The King had spent the past three years of his reign chipping away at whatever support had existed for him upon his ascension. He went against the Test Acts of 1673 and 1678 which forbade Catholics from holding high office in government or the military, and appointed Catholics to command regiments within the army and to high posts in civilian government. He issued a Declaration of Indulgence in 1687 that was meant to give Catholics and other Non-Conformists the chance to worship freely, and when he faced resistance from several high ranking Bishops he had them imprisoned and tried. Consequently, the disquiet these actions caused combined with the birth of a son who was sure to be raised Catholic caused many within the three Kingdoms of England, Scotland and Ireland to want a solution. That solution was found in the Glorious or Bloodless Revolution of 1688, which saw James II’s nephew William of Orange invited over to take the thrones of the Three Kingdoms, whilst James fled.
The result of James fleeing however, did not stop the tensions there and then. In 1689, James landed in Ireland which had a majority Catholic population and army under the command of a Stuart loyalist, gave him a very good chance of reclaiming his throne. An uprising in Scotland helped divide the Williamite loyalists’ attention, and for a time it seemed as though things might go the King’s way.
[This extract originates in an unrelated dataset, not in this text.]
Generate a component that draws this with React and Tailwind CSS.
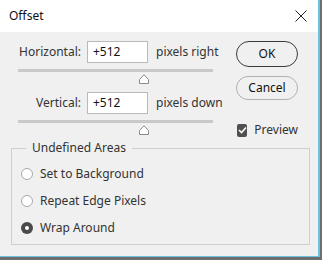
import { useState } from "react";

function Thumb() {
    return (
        <svg width="12" height="10" viewBox="0 0 12 10" className="block">
            <path d="M1.5 9.5 L1.5 5.5 L6 0.8 L10.5 5.5 L10.5 9.5 Z" fill="#fff" stroke="#8a8a8a" strokeWidth="1" strokeLinejoin="round" />
        </svg>
    );
}

function Slider({ thumbLeft }) {
    return (
        <div className="ml-[18px] w-[195px]">
            <div className="h-[3px] bg-[#c9c9c9]" />
            <div className="mt-[2px] h-[10px]" style={{ paddingLeft: thumbLeft }}>
                <Thumb />
            </div>
        </div>
    );
}

function Row({ label, value, unit }) {
    return (
        <div className="flex items-center h-[22px]">
            <div className="w-[82px] text-right pr-[1px]">{label}</div>
            <div className="ml-[5px] w-[61px] h-[22px] bg-white border border-[#b9b9b9] flex items-center pl-[5px] text-[#111]">
                {value}
            </div>
            <div className="ml-[8px]">{unit}</div>
        </div>
    );
}

function Radio({ checked, label }) {
    return (
        <div className="flex items-center h-[27px]">
            {checked ? (
                <span className="w-[12px] h-[12px] rounded-full bg-[#4a4a4a] flex items-center justify-center">
                    <span className="w-[4px] h-[4px] rounded-full bg-white" />
                </span>
            ) : (
                <span className="w-[12px] h-[12px] rounded-full bg-white border border-[#a8a8a8]" />
            )}
            <span className="ml-[7px]">{label}</span>
        </div>
    );
}

export default function App() {
    const [mode] = useState("wrap");

    return (
        <div className="w-[322px] h-[260px] bg-[#6e6e6e] overflow-hidden text-[12px] text-[#333]"
             style={{ fontFamily: '"Segoe UI", "Noto Sans", "Open Sans", sans-serif' }}>
            <div className="w-[320px] h-[257px] bg-[#f0f0f0] border-r-2 border-b border-[#6cc0e0] flex flex-col">
                <div className="h-[32px] bg-white flex items-center justify-between pl-[9px] pr-[11px] text-[#111]">
                    <span>Offset</span>
                    <svg width="12" height="12" viewBox="0 0 12 12">
                        <path d="M0.5 0.5 L11.5 11.5 M11.5 0.5 L0.5 11.5" stroke="#222" strokeWidth="1" />
                    </svg>
                </div>

                <div className="flex pt-[9px]">
                    <div className="w-[230px]">
                        <Row label="Horizontal:" value="+512" unit="pixels right" />
                        <div className="mt-[6px]">
                            <Slider thumbLeft={120} />
                        </div>
                        <div className="mt-[8px]">
                            <Row label="Vertical:" value="+512" unit="pixels down" />
                        </div>
                        <div className="mt-[6px]">
                            <Slider thumbLeft={120} />
                        </div>
                    </div>

                    <div className="ml-[6px] flex flex-col w-[62px]">
                        <button className="h-[26px] rounded-full border border-[#3a3a3a] bg-[#f0f0f0] text-[#111]">OK</button>
                        <button className="mt-[9px] h-[24px] rounded-full border border-[#b0b0b0] bg-[#f0f0f0] text-[#111]">Cancel</button>
                        <div className="mt-[21px] flex items-center ml-[1px]">
                            <span className="w-[13px] h-[13px] rounded-[2px] bg-[#505050] flex items-center justify-center">
                                <svg width="9" height="8" viewBox="0 0 9 8">
                                    <path d="M1 4 L3.5 6.5 L8 1.5" fill="none" stroke="#fff" strokeWidth="1.6" />
                                </svg>
                            </span>
                            <span className="ml-[7px]">Preview</span>
                        </div>
                    </div>
                </div>

                <fieldset className="mt-[1px] ml-[11px] w-[299px] h-[105px] border border-[#cfcfcf] pl-[9px]">
                    <legend className="ml-[5px] px-[6px] leading-[16px]">Undefined Areas</legend>
                    <div className="mt-[4px]">
                        <Radio checked={mode === "bg"} label="Set to Background" />
                        <Radio checked={mode === "edge"} label="Repeat Edge Pixels" />
                        <Radio checked={mode === "wrap"} label="Wrap Around" />
                    </div>
                </fieldset>
            </div>
        </div>
    );
}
But unfortunately defeat at Killiecrankie and at the Boyne ended James’ aspirations and he was forced to retreat back to France, leaving those who had risen for him to face the consequences.
Though James had been defeated that didn’t stop his supporters from trying to restore him to his throne. Some even went as far as to try assassinating William of Orange. When James II died in 1701, James Francis became James III and took up the mantle. Thus began the true period of the Honest Cause.
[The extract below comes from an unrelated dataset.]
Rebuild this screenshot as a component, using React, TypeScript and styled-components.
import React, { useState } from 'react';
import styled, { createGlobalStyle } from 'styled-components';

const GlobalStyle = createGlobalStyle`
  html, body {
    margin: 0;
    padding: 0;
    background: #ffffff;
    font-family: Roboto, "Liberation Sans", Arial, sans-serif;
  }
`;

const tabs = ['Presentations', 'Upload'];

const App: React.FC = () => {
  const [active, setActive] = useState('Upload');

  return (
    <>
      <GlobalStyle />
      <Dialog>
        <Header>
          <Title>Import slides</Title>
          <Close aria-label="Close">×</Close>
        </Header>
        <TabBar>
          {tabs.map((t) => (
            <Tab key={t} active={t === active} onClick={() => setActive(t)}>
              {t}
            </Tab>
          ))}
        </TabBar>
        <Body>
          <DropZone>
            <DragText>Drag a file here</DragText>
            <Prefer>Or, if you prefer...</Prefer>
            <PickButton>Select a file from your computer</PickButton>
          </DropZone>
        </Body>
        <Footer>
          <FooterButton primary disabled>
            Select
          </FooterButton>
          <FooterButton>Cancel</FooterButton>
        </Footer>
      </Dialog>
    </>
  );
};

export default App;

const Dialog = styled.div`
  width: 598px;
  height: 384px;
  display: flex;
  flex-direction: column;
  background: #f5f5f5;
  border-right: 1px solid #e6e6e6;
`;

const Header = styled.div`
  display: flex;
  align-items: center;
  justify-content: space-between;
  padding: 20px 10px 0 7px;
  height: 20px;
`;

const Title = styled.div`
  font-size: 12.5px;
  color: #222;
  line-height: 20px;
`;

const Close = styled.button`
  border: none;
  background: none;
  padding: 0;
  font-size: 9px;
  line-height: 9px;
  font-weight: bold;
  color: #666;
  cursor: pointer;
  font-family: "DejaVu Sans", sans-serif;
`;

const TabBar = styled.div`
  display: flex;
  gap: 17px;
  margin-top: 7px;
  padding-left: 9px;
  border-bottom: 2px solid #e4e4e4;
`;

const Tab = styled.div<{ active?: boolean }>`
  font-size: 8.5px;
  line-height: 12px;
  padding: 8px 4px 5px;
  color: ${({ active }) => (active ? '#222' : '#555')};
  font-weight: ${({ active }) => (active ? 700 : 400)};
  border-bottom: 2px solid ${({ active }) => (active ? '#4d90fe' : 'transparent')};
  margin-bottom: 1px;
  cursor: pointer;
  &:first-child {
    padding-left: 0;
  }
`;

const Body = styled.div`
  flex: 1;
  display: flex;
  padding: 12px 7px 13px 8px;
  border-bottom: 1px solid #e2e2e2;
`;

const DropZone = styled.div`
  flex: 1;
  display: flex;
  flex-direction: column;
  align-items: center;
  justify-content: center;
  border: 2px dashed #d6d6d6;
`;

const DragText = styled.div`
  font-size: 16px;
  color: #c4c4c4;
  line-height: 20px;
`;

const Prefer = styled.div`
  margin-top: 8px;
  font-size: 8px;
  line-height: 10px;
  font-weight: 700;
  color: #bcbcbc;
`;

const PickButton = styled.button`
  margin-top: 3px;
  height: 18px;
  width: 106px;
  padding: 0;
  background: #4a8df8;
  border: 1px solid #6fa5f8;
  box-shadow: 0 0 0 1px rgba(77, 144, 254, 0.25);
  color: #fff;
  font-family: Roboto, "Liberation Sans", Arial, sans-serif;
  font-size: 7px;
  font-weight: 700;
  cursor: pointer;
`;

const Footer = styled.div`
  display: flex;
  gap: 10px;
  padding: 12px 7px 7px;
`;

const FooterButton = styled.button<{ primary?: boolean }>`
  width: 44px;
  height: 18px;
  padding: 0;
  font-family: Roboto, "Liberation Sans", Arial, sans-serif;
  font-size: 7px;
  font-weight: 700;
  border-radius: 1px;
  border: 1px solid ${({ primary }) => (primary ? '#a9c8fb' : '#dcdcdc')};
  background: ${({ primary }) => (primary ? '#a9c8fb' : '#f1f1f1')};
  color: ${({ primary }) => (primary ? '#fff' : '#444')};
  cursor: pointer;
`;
Whilst some may have been willing to accept the fiction of William as King for he had removed the isles of a tyrant, James III was no such thing. Indeed, James III appeared to be far more tolerant than his father and in Declarations issued in 1708 and 1715 promised to uphold the rights and liberties of his subjects and to call free and fair parliaments that would grant pardons to those who had turned against him. That James was young, handsome and a man would have played a part in shaping attitudes towards him, for he was a contrast to both the old and asthmatic William and the fat and half-drunk Queen Anne. He was also under every natural law of the land the rightful King of the British Isles.
Only his Catholicism stood between his return to the Isles and his coronation. A barrier that his sister Anne took full advantage of to ascend the throne in 1702 without bloodshed. Her reign saw the War of Spanish Succession and high taxation, but it also saw the Act of Union between England and Scotland, in which the two nations became one and the Kingdom of Great Britain and Ireland was formed. The Union was seen as a betrayal by many Scots, and they feared they would fall under the yoke of English tyranny. James’ 1708 declaration promising to remove any ‘illegal union’ between the two Kingdoms should he be restored would no doubt have won him many supporters. The failed rising of 1708, and the subsequent Hanoverian ascension would have only strengthened many Scots in their resolve to see James restored.
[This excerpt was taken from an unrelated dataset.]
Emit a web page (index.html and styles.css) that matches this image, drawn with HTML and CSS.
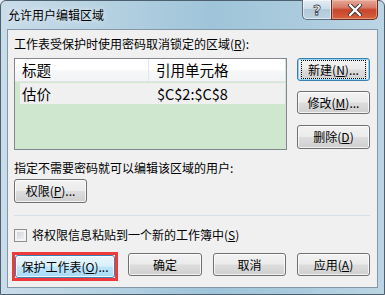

George of Hanover was 58th in line to the throne of Britain when he ascended the throne in 1714. He was a King made by Parliament not by God, to make matters worse for many of his subjects he was a Lutheran and seemed far more interested in Hanover than Britain. He also spoke barely a word of English and left the government in the hands of the Whigs (the party that had initiated the Revolution of 1688). What followed was an orgy of corruption, repression and foreign entanglements which seemed to go against the spirit of the revolution and the constitution of the nation. Whilst some in Britain grew rich due to the policies pursued by the Whigs, many were excluded from that wealth and from the halls of power.
For these reasons alongside a genuine belief that James III should truly regain his throne as God’s chosen, many who had remained neutral in the struggles before, became Jacobites and supported attempts to restore James to his throne in 1715, 1719, 1720-21 and then in 1745. However, fortune did not favour the Stuarts or their supporters and following defeat in Culloden and the ascension of George III-the first English born Hanoverian- the Stuarts were cast into obscurity.
The Jacobites were men and women who believed in a multitude of things, but at the centre of their belief system was the view that the Stuart Kings: James II, James III, Charles III and Henry IX, were God’s chosen and they were the rightful rulers of the British Isles. In these men, they invested their hopes and desires for a better life, a life that was free from persecution, from corruption and from investment in foreign wars that brought little benefit to them.
They were encouraged by the aforementioned declarations and by the declarations that James III issued in his old age. Despite the years of exile, James promised to defend the Protestant faith of his subjects, whilst also ensuring that their liberties were protected and that Parliaments under his rule would be free and fair, with none of the corruption that blighted the institution under the Hanoverians. That he had also raised his sons with both Catholic and Protestant tutors and encouraged them to learn as much as they could about their homeland would have contrasted quite starkly to the Hanoverians who still seemed more German than British in 1745.
That James was a man of principle and was willing to forgive, where the Hanoverians could not, must have won him a great many supporters amongst those who were being persecuted for their beliefs by the Hanoverian regime.
It is this belief in principle and toleration that makes James and the Jacobites such an object of fascination in the modern day. Tolerance and the protection of liberty are things that are under threat in today’s highly divisive world, that there existed rulers who might have tried to nurture it and protect it is naturally going to hold appeal for those who admire such qualities.
That the Stuarts are also viewed as underdogs in their fight to reclaim the throne also helps. They often came up against the might of the Hanoverian establishment, with the redcoats and all, and they came close, so very close to succeeding. Even their failures did not stop them, and that surely must appeal to anyone with a heart, especially within Britain and our love of the underdog.
The appeal of a lost cause, in this case the Stuart cause lies in the way the Stuarts carried themselves, and how they never stopped trying. It also lies in the tantalising what-ifs that history presents to the modern historian.